RECRUITMENT RESOURCES
How to Reduce Time-to-Hire Without Lowering Standards
Hiring faster does not mean rushing the decision or lowering the quality of candidates you consider. In most cases, long hiring timelines come from unclear roles, too many decision points, delayed feedback, or a process that creates friction at every stage. When employers tighten those areas early, they can move more efficiently without sacrificing fit, consistency, or basic diligence.
A shorter time-to-hire usually comes from better structure, not lower standards. Clear role expectations, focused screening, aligned decision-makers, and timely communication all help employers keep momentum while still making thoughtful hiring decisions. The goal is not to cut corners. It is to remove unnecessary delays so the right candidates do not lose interest while the process drags on.
START WITH A CLEAR ROLE
Reduce Delays by Defining the Position Properly From the Start
One of the fastest ways to lose time in a hiring process is to begin the search before the role is clearly defined. When job scope, priorities, or must-have requirements are still shifting, screening becomes inconsistent and candidate feedback gets harder to compare. A clear role gives everyone a shared starting point and reduces the chances of restarting the search once interviews are already underway.

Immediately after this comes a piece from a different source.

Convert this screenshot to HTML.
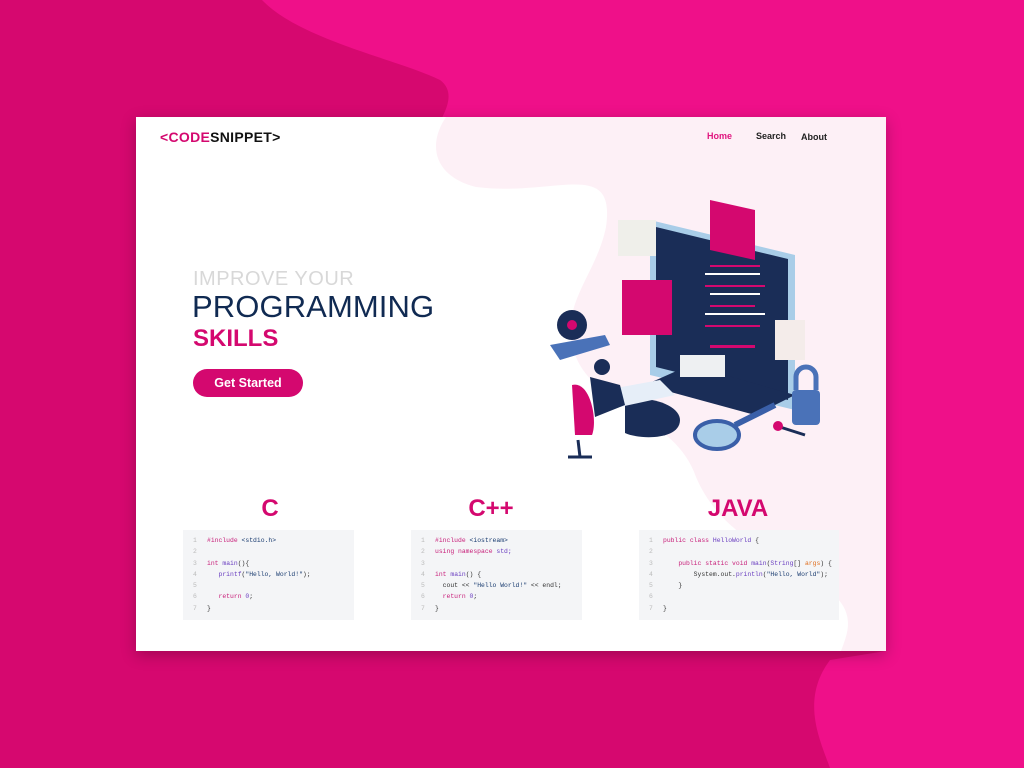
<!DOCTYPE html>
<html><head><meta charset="utf-8"><style>
*{margin:0;padding:0;box-sizing:border-box}
body{width:1024px;height:768px;overflow:hidden;position:relative;background:#d6086f;font-family:"Liberation Sans",sans-serif}
.bg{position:absolute;left:0;top:0}
.card{position:absolute;left:136px;top:117px;width:750px;height:534px;background:#fff;box-shadow:0 4px 14px rgba(0,0,0,.25);overflow:hidden}
.logo{position:absolute;left:24px;top:12px;font-weight:bold;font-size:14px;letter-spacing:.3px}
.nav{position:absolute;top:14px;font-size:9px;font-weight:bold;color:#222}
.h1{position:absolute;left:57px;top:151px;font-size:20px;color:#d8d8d8;letter-spacing:.5px}
.h2{position:absolute;left:56px;top:172px;font-size:31px;color:#102a52;letter-spacing:.1px}
.h3{position:absolute;left:57px;top:208px;font-size:24px;color:#d4086f;font-weight:bold}
.btn{position:absolute;left:57px;top:252px;width:110px;height:28px;border-radius:14px;background:#d4086f;color:#fff;font-size:12.5px;font-weight:bold;text-align:center;line-height:28px}
.lang{position:absolute;top:378px;font-size:24px;font-weight:bold;color:#d4086f;text-align:center;width:170px}
.code{position:absolute;top:413px;width:171px;height:90px;background:#f4f5f7;font-family:"Liberation Mono",monospace;font-size:6.4px;color:#333;padding:5px 0 0 10px;line-height:11.3px;white-space:pre}
.n{color:#bbb;display:inline-block;width:14px}
.k{color:#c8207a}.f{color:#6a3fc0}.s{color:#1a3c70}.o{color:#e07020}
</style></head><body>
<svg class="bg" width="1024" height="768">
<path d="M262 0 C300 40 400 60 440 80 C460 95 440 120 430 140 L886 117 L886 651 L830 660 C800 700 820 740 830 768 L1024 768 L1024 0 Z" fill="#ef1089"/>
</svg>
<div class="card">
<svg width="750" height="534" style="position:absolute;left:0;top:0">
<path d="M310 0 C290 30 300 60 340 70 C420 80 480 40 470 110 C460 160 420 190 440 240 C460 290 540 300 560 360 C590 430 660 440 700 480 C720 500 710 520 705 534 L750 534 L750 0 Z" fill="#fdf0f6"/>
<g transform="translate(394,78)">
<path d="M120 25 L265 60 L265 215 L120 180 Z" fill="#a9cde8"/>
<path d="M126 32 L258 64 L258 205 L126 172 Z" fill="#1a2d57"/>
<g fill="#d4086f"><rect x="180" y="70" width="50" height="2"/><rect x="175" y="90" width="60" height="2"/><rect x="180" y="110" width="45" height="2"/><rect x="175" y="130" width="55" height="2"/><rect x="180" y="150" width="45" height="3"/></g>
<g fill="#fff"><rect x="175" y="78" width="55" height="2"/><rect x="180" y="98" width="50" height="2"/><rect x="175" y="118" width="60" height="2"/></g>
<path d="M115 190 L225 220 L265 200 L160 170 Z" fill="#1a2d57"/>
<rect x="150" y="160" width="45" height="22" fill="#eef0f2"/>
<path d="M180 5 L225 15 L225 65 L180 55 Z" fill="#d4086f"/>
<rect x="88" y="25" width="38" height="36" fill="#efefea"/>
<rect x="92" y="85" width="50" height="55" fill="#d4086f"/>
<rect x="245" y="125" width="30" height="40" fill="#f4ecea"/>
<circle cx="42" cy="130" r="15" fill="#1a2d57"/><circle cx="42" cy="130" r="5" fill="#d4086f"/>
<path d="M20 150 L75 140 L80 150 L30 165 Z" fill="#4a72b8"/>
<path d="M95 205 C125 200 150 212 150 225 C150 245 110 245 95 238 Z" fill="#1a2d57"/>
<path d="M75 195 L130 185 L145 200 L90 212 Z" fill="#e6eef8"/>
<path d="M42 190 C60 185 68 225 62 240 L45 240 Z" fill="#d4086f"/>
<path d="M48 245 L50 262 M38 262 L62 262" stroke="#1a2d57" stroke-width="3"/>
<circle cx="72" cy="172" r="8" fill="#1a2d57"/>
<path d="M60 182 L90 190 L95 210 L65 222 Z" fill="#1a2d57"/>
<ellipse cx="187" cy="240" rx="22" ry="14" fill="#a9cde8" stroke="#3a5fa8" stroke-width="4"/>
<path d="M205 230 L245 210" stroke="#3a5fa8" stroke-width="6"/>
<rect x="262" y="195" width="28" height="35" rx="4" fill="#4a72b8"/>
<path d="M266 195 V182 a10 10 0 0 1 20 0 V195" stroke="#4a72b8" stroke-width="5" fill="none"/>
<path d="M250 232 L275 240" stroke="#1a2d57" stroke-width="3"/><circle cx="248" cy="231" r="5" fill="#d4086f"/>
</g>
</svg>
<div class="logo"><span style="color:#d4086f">&lt;CODE</span><span style="color:#111">SNIPPET&gt;</span></div>
<div class="nav" style="left:571px;color:#e0157f">Home</div>
<div class="nav" style="left:620px">Search</div>
<div class="nav" style="left:665px;top:15px">About</div>
<div class="h1">IMPROVE YOUR</div>
<div class="h2">PROGRAMMING</div>
<div class="h3">SKILLS</div>
<div class="btn">Get Started</div>
<div class="lang" style="left:49px">C</div>
<div class="lang" style="left:270px">C++</div>
<div class="lang" style="left:517px">JAVA</div>
<div class="code" style="left:47px"><span class="n">1</span><span class="k">#include</span> <span class="s">&lt;stdio.h&gt;</span>
<span class="n">2</span>
<span class="n">3</span><span class="k">int</span> <span class="f">main</span>(){
<span class="n">4</span>   <span class="f">printf</span>(<span class="s">"Hello, World!"</span>);
<span class="n">5</span>
<span class="n">6</span>   <span class="k">return</span> <span class="f">0</span>;
<span class="n">7</span>}</div>
<div class="code" style="left:275px"><span class="n">1</span><span class="k">#include</span> <span class="s">&lt;iostream&gt;</span>
<span class="n">2</span><span class="k">using namespace</span> <span class="f">std;</span>
<span class="n">3</span>
<span class="n">4</span><span class="k">int</span> <span class="f">main</span>() {
<span class="n">5</span>  cout &lt;&lt; <span class="s">"Hello World!"</span> &lt;&lt; endl;
<span class="n">6</span>  <span class="k">return</span> <span class="f">0</span>;
<span class="n">7</span>}</div>
<div class="code" style="left:503px;width:200px"><span class="n">1</span><span class="k">public class</span> <span class="f">HelloWorld</span> {
<span class="n">2</span>
<span class="n">3</span>    <span class="k">public static void</span> <span class="f">main</span>(<span class="f">String</span>[] <span class="o">args</span>) {
<span class="n">4</span>        System.out.<span class="f">println</span>(<span class="s">"Hello, World"</span>);
<span class="n">5</span>    }
<span class="n">6</span>
<span class="n">7</span>}</div>
</div>
</body></html>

This also helps keep the candidate pool more relevant from the beginning. Clear titles, realistic expectations, and a focused list of requirements make it easier to attract the right people and filter out poor-fit applicants earlier. Speed improves when the search starts with clarity, not when employers try to sort out confusion later.
TIGHTEN THE PROCESS
Simplify Screening, Interviews, and Feedback Loops
A hiring process often slows down not because candidates are hard to find, but because too many steps make it difficult to move them forward. Extra interview rounds, inconsistent feedback, unclear ownership, and slow scheduling can all add days or weeks without improving the final decision. A tighter process keeps things moving by making each stage intentional and easier to manage.
This usually means deciding in advance who reviews candidates, who joins interviews, how feedback will be shared, and what the team is actually evaluating at each step. When those pieces are set early, employers can respond faster, compare candidates more clearly, and avoid losing momentum between stages.
KEEP CANDIDATES ENGAGED
Move Strong Candidates Forward Before They Drop Off
Even a well-defined role and a cleaner process can still fall behind if strong candidates are left waiting too long between steps. In competitive hiring markets, people often lose interest, accept another offer, or assume the employer is not serious when communication slows down. Reducing time-to-hire is not only about internal efficiency. It is also about keeping candidates informed and moving while interest is still high.
That means scheduling quickly, confirming next steps clearly, and maintaining contact throughout the process so candidates know where things stand. Employers do not need to rush every decision, but they do need to show momentum. Consistent communication helps protect the time already invested in sourcing and screening, while making it easier to keep good candidates engaged through to final decision.
IMPROVE SPEED WITHOUT SACRIFICING FIT
Build a Faster Hiring Process That Still Leads to Better Decisions
Reducing time-to-hire does not mean removing care from the process. It means removing delays that do not add value. When the role is clear, the interview process is tighter, and candidates are moved forward with better communication, employers can make decisions faster without lowering their standards. The result is not just speed for its own sake, but a hiring process that is easier to manage and more likely to end in the right hire.
The strongest hiring processes balance urgency with discipline. Employers still need to assess fit, reliability, and readiness, but they do not need unnecessary friction getting in the way. A more efficient process protects candidate interest, supports better internal decision-making, and makes it easier to turn a good search into a successful hire.